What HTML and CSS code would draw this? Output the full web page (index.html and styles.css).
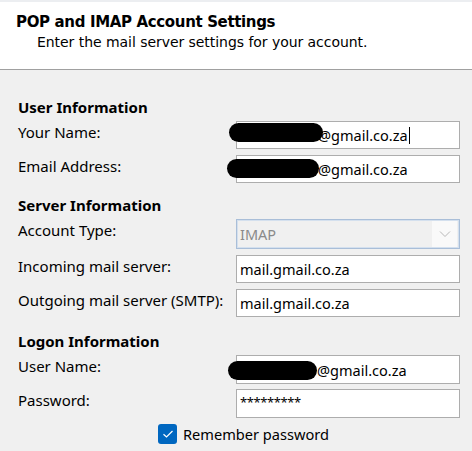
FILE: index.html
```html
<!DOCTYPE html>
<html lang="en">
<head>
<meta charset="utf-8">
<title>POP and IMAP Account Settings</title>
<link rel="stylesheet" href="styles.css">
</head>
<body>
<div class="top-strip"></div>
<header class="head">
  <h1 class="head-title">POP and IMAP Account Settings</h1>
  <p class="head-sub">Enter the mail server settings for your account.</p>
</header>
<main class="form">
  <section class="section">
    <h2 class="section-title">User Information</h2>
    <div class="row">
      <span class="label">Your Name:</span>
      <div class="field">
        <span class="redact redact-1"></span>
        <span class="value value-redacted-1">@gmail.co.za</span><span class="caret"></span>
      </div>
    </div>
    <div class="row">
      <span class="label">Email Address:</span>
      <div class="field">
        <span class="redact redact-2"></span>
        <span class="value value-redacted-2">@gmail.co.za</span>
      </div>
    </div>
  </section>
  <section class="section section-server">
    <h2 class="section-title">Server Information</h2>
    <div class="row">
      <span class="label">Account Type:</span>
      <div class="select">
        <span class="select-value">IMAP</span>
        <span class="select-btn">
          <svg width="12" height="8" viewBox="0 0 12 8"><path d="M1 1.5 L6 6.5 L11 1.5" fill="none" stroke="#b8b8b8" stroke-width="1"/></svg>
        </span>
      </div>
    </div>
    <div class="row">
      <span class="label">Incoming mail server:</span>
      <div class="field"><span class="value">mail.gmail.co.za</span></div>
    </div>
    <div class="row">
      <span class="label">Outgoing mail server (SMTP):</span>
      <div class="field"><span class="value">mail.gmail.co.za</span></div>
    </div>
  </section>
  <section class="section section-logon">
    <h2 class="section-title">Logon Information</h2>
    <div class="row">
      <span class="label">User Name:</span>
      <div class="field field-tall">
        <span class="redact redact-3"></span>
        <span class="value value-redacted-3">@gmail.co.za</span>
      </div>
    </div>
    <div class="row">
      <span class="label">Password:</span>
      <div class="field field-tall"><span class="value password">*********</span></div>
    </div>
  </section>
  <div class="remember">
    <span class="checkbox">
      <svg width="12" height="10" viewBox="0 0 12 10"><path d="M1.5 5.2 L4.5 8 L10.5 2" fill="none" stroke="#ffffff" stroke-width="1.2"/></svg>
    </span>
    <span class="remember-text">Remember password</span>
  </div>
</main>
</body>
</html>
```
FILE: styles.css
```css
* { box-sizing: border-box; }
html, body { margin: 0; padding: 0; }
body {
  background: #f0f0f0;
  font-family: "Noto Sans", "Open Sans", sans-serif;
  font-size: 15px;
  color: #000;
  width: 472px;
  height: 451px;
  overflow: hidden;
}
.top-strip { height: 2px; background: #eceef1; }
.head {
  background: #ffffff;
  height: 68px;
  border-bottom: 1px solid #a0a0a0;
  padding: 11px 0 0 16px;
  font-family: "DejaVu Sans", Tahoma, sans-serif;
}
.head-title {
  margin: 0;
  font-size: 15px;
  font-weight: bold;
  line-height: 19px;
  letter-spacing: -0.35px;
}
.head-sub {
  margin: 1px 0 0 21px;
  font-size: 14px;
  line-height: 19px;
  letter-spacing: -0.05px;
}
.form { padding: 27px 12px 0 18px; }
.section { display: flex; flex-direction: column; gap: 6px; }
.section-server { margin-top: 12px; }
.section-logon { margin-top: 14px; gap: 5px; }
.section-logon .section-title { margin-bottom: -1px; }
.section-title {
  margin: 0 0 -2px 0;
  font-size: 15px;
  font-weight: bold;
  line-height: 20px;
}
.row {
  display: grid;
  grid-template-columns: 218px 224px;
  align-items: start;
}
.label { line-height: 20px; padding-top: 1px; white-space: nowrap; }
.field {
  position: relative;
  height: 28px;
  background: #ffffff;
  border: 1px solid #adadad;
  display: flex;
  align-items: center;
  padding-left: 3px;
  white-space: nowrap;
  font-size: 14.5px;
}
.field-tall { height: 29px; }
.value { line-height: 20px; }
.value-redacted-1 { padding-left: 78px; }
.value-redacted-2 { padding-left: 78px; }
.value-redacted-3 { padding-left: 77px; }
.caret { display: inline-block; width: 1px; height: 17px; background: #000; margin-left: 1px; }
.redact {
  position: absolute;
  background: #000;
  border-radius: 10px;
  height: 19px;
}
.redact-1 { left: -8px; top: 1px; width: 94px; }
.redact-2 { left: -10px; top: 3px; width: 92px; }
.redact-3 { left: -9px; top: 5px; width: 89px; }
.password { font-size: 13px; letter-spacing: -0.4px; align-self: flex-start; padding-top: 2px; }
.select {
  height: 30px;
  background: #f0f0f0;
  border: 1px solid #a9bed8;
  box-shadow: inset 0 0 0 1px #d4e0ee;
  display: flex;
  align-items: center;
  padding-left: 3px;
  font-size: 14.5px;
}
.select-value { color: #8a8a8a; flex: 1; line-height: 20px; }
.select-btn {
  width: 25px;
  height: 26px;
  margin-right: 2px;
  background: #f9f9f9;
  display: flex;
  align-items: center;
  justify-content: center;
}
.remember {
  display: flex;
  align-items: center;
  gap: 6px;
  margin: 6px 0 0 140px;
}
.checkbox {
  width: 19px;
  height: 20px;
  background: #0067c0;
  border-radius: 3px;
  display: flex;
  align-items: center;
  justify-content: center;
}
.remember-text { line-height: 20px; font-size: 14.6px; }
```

————————

Each line of the data should be quoted exactly, with pictures left out.

• Task response
What HTML and CSS code would draw this? Output the full web page (index.html and styles.css).
FILE: index.html
```html
<!DOCTYPE html>
<html lang="en">
<head>
<meta charset="utf-8">
<title>POP and IMAP Account Settings</title>
<link rel="stylesheet" href="styles.css">
</head>
<body>
<div class="top-strip"></div>
<header class="head">
  <h1 class="head-title">POP and IMAP Account Settings</h1>
  <p class="head-sub">Enter the mail server settings for your account.</p>
</header>
<main class="form">
  <section class="section">
    <h2 class="section-title">User Information</h2>
    <div class="row">
      <span class="label">Your Name:</span>
      <div class="field">
        <span class="redact redact-1"></span>
        <span class="value value-redacted-1">@gmail.co.za</span><span class="caret"></span>
      </div>
    </div>
    <div class="row">
      <span class="label">Email Address:</span>
      <div class="field">
        <span class="redact redact-2"></span>
        <span class="value value-redacted-2">@gmail.co.za</span>
      </div>
    </div>
  </section>
  <section class="section section-server">
    <h2 class="section-title">Server Information</h2>
    <div class="row">
      <span class="label">Account Type:</span>
      <div class="select">
        <span class="select-value">IMAP</span>
        <span class="select-btn">
          <svg width="12" height="8" viewBox="0 0 12 8"><path d="M1 1.5 L6 6.5 L11 1.5" fill="none" stroke="#b8b8b8" stroke-width="1"/></svg>
        </span>
      </div>
    </div>
    <div class="row">
      <span class="label">Incoming mail server:</span>
      <div class="field"><span class="value">mail.gmail.co.za</span></div>
    </div>
    <div class="row">
      <span class="label">Outgoing mail server (SMTP):</span>
      <div class="field"><span class="value">mail.gmail.co.za</span></div>
    </div>
  </section>
  <section class="section section-logon">
    <h2 class="section-title">Logon Information</h2>
    <div class="row">
      <span class="label">User Name:</span>
      <div class="field field-tall">
        <span class="redact redact-3"></span>
        <span class="value value-redacted-3">@gmail.co.za</span>
      </div>
    </div>
    <div class="row">
      <span class="label">Password:</span>
      <div class="field field-tall"><span class="value password">*********</span></div>
    </div>
  </section>
  <div class="remember">
    <span class="checkbox">
      <svg width="12" height="10" viewBox="0 0 12 10"><path d="M1.5 5.2 L4.5 8 L10.5 2" fill="none" stroke="#ffffff" stroke-width="1.2"/></svg>
    </span>
    <span class="remember-text">Remember password</span>
  </div>
</main>
</body>
</html>
```
FILE: styles.css
```css
* { box-sizing: border-box; }
html, body { margin: 0; padding: 0; }
body {
  background: #f0f0f0;
  font-family: "Noto Sans", "Open Sans", sans-serif;
  font-size: 15px;
  color: #000;
  width: 472px;
  height: 451px;
  overflow: hidden;
}
.top-strip { height: 2px; background: #eceef1; }
.head {
  background: #ffffff;
  height: 68px;
  border-bottom: 1px solid #a0a0a0;
  padding: 11px 0 0 16px;
  font-family: "DejaVu Sans", Tahoma, sans-serif;
}
.head-title {
  margin: 0;
  font-size: 15px;
  font-weight: bold;
  line-height: 19px;
  letter-spacing: -0.35px;
}
.head-sub {
  margin: 1px 0 0 21px;
  font-size: 14px;
  line-height: 19px;
  letter-spacing: -0.05px;
}
.form { padding: 27px 12px 0 18px; }
.section { display: flex; flex-direction: column; gap: 6px; }
.section-server { margin-top: 12px; }
.section-logon { margin-top: 14px; gap: 5px; }
.section-logon .section-title { margin-bottom: -1px; }
.section-title {
  margin: 0 0 -2px 0;
  font-size: 15px;
  font-weight: bold;
  line-height: 20px;
}
.row {
  display: grid;
  grid-template-columns: 218px 224px;
  align-items: start;
}
.label { line-height: 20px; padding-top: 1px; white-space: nowrap; }
.field {
  position: relative;
  height: 28px;
  background: #ffffff;
  border: 1px solid #adadad;
  display: flex;
  align-items: center;
  padding-left: 3px;
  white-space: nowrap;
  font-size: 14.5px;
}
.field-tall { height: 29px; }
.value { line-height: 20px; }
.value-redacted-1 { padding-left: 78px; }
.value-redacted-2 { padding-left: 78px; }
.value-redacted-3 { padding-left: 77px; }
.caret { display: inline-block; width: 1px; height: 17px; background: #000; margin-left: 1px; }
.redact {
  position: absolute;
  background: #000;
  border-radius: 10px;
  height: 19px;
}
.redact-1 { left: -8px; top: 1px; width: 94px; }
.redact-2 { left: -10px; top: 3px; width: 92px; }
.redact-3 { left: -9px; top: 5px; width: 89px; }
.password { font-size: 13px; letter-spacing: -0.4px; align-self: flex-start; padding-top: 2px; }
.select {
  height: 30px;
  background: #f0f0f0;
  border: 1px solid #a9bed8;
  box-shadow: inset 0 0 0 1px #d4e0ee;
  display: flex;
  align-items: center;
  padding-left: 3px;
  font-size: 14.5px;
}
.select-value { color: #8a8a8a; flex: 1; line-height: 20px; }
.select-btn {
  width: 25px;
  height: 26px;
  margin-right: 2px;
  background: #f9f9f9;
  display: flex;
  align-items: center;
  justify-content: center;
}
.remember {
  display: flex;
  align-items: center;
  gap: 6px;
  margin: 6px 0 0 140px;
}
.checkbox {
  width: 19px;
  height: 20px;
  background: #0067c0;
  border-radius: 3px;
  display: flex;
  align-items: center;
  justify-content: center;
}
.remember-text { line-height: 20px; font-size: 14.6px; }
```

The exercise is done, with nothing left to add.